What hope have we of solving the consultant workforce crisis when we treat our doctors like this? Take a cursory glance at social media and witness the outpouring of personal stories from NCHDs since the launch of the #StandingUp4NCHDs campaign. Multiple serious fatigue-related car crashes. Doctors with serious (life-changing) injuries as a result. Doctors being asked to work days after receiving life-saving surgery. Doctors falling asleep cycling to work. Doctors pleading with HR for time to see their loved ones, only to be told “They married a doctor, what did they expect?”. Seriously, what crime did NCHDs commit, besides wanting to care for their fellow man and woman?
NCHDs have grown tired of the perpetual equivocation by the HSE and lip service from our elected officials. While employers in many other sectors are engaging with their staff to see how a better work/life balance can be achieved in the post-pandemic world, NCHDs are battling to simply work safe and legal hours, and to get paid for those hours.
That’s to say nothing of the legion of international doctors who are promised the world to come here and are then used remorselessly to prop up our faltering health system only to find themselves in career purgatory. These doctors invest in Ireland. They uproot their families and commit themselves to a service that does not value or respect them. They arrive in Ireland and put down roots, marry, have children, and buy homes. They’re qualified, they’re talented, they’re committed. They want to stay in Ireland, but we give them next to zero opportunities. So, they’re forced to move on, and another western country – usually the UK – reaps the investment Ireland has made in onboarding them and integrating them into western healthcare. Shame on us for treating these professionals so poorly.

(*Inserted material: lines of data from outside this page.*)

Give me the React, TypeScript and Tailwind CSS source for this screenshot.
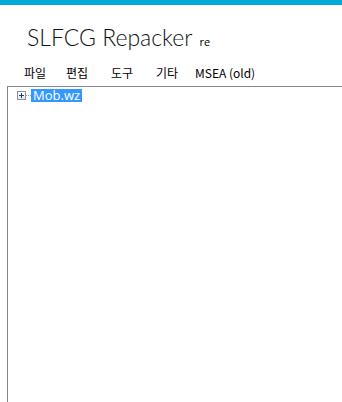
import React from "react";

const menuItems = [
  { label: "파일", w: "w-[42px]" },
  { label: "편집", w: "w-[45px]" },
  { label: "도구", w: "w-[45px]" },
  { label: "기타", w: "w-[39px]" },
  { label: "MSEA (old)", w: "" },
];

const App = () => {
  return (
    <div className="w-[342px] h-[402px] bg-white flex flex-col overflow-hidden" style={{ fontFamily: '"Segoe UI", "Open Sans", "Noto Sans CJK KR", sans-serif' }}>
      {/* title bar accent */}
      <div className="h-[5px] bg-[#00aad8] shrink-0" />

      {/* title */}
      <div className="flex items-baseline pl-[27px] pt-[21px] h-[55px] shrink-0">
        <span className="text-[23px] font-light leading-none text-[#111]" style={{ fontFamily: 'Lato, "Open Sans", sans-serif' }}>SLFCG Repacker</span>
        <span className="text-[11px] ml-[7px] text-black leading-none">re</span>
      </div>

      {/* menu */}
      <div className="flex items-center pl-[24px] h-[26px] shrink-0 text-[12px] text-black" style={{ fontFamily: '"Noto Sans CJK KR", "Open Sans", sans-serif' }}>
        {menuItems.map((item, idx) => (
          <span key={idx} className={`${item.w} leading-none`}>{item.label}</span>
        ))}
      </div>

      {/* tree view */}
      <div className="flex-1 ml-[7px] border-l border-t border-[#828790] pt-[1px]">
        <div className="flex items-center h-[13px] mt-[1px]">
          <div className="ml-[9px] w-[9px] h-[9px] border border-[#919191] bg-gradient-to-b from-white to-[#e6e6e6] flex items-center justify-center">
            <svg width="7" height="7" viewBox="0 0 7 7">
              <path d="M1 3.5h5M3.5 1v5" stroke="#1f3b78" strokeWidth="1" />
            </svg>
          </div>
          <div className="w-[5px] border-t border-dotted border-[#a0a0a0]" />
          <span className="bg-[#3399ff] text-white text-[13px] leading-[13px] h-[13px] px-[2px]" style={{ fontFamily: '"Open Sans", sans-serif' }}>Mob.wz</span>
        </div>
      </div>
    </div>
  );
};

export default App;
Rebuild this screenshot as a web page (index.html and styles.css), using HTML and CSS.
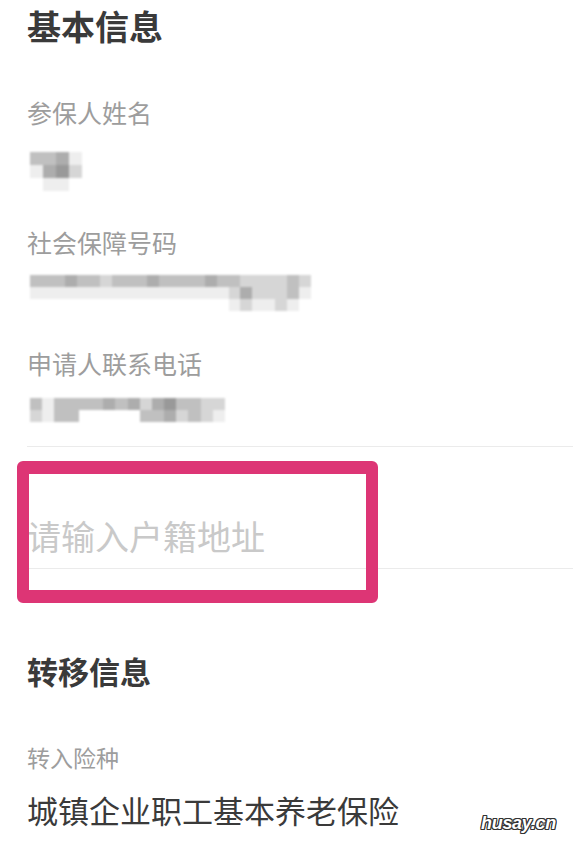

It is obvious to this cohort of doctors that the whole structure of NCHD training needs to be seriously rethought. The horrible truth – for anyone thinking about becoming a doctor – is that the model of training in Ireland is an anachronism from a bygone era, where a nomadic male doctor in his early 20s traipses around the country, and if he has any dependents (wife and kids), they traipse around after him. Despite the changing demographic of medical students and the introduction of the graduate-entry medicine pathway, it appears that no planning around this diversification took place and we are thus left with a system that utterly fails to meet the most basic of needs of the workforce. These demographic changes are completely incompatible with the current NCHD contract, which evidentially no longer reflects the employees it is intended for.
The Government stands at the precipice of alienating yet another generation of NCHDs. Unless there is a colossal paradigm shift, here and now, the majority of this generation will be lost for good. We will emigrate, change careers, or go into the private sector.
NCHDs are balloting for industrial action. This is a clear message to Government and the HSE that we are no longer prepared to maintain the status quo or accept a few token changes. We want to engage in meaningful negotiations around contract breaches, contract reform and new structures that value NCHDs, and emphasise a healthy work/life balance. The Government and the HSE should be in no doubt as to the level of anger, frustration and indeed despair amongst NCHDs, and we are calling on them to use this opportunity to make a difference and to ensure we have even a chance of keeping Irish trainees in the system.
A band-aid is not capable of closing the wound inflicted on this current generation of doctors. The proposed changes must be substantial and sweeping if there is any hope of regaining the trust that has been eroded by years of neglect and empty promises.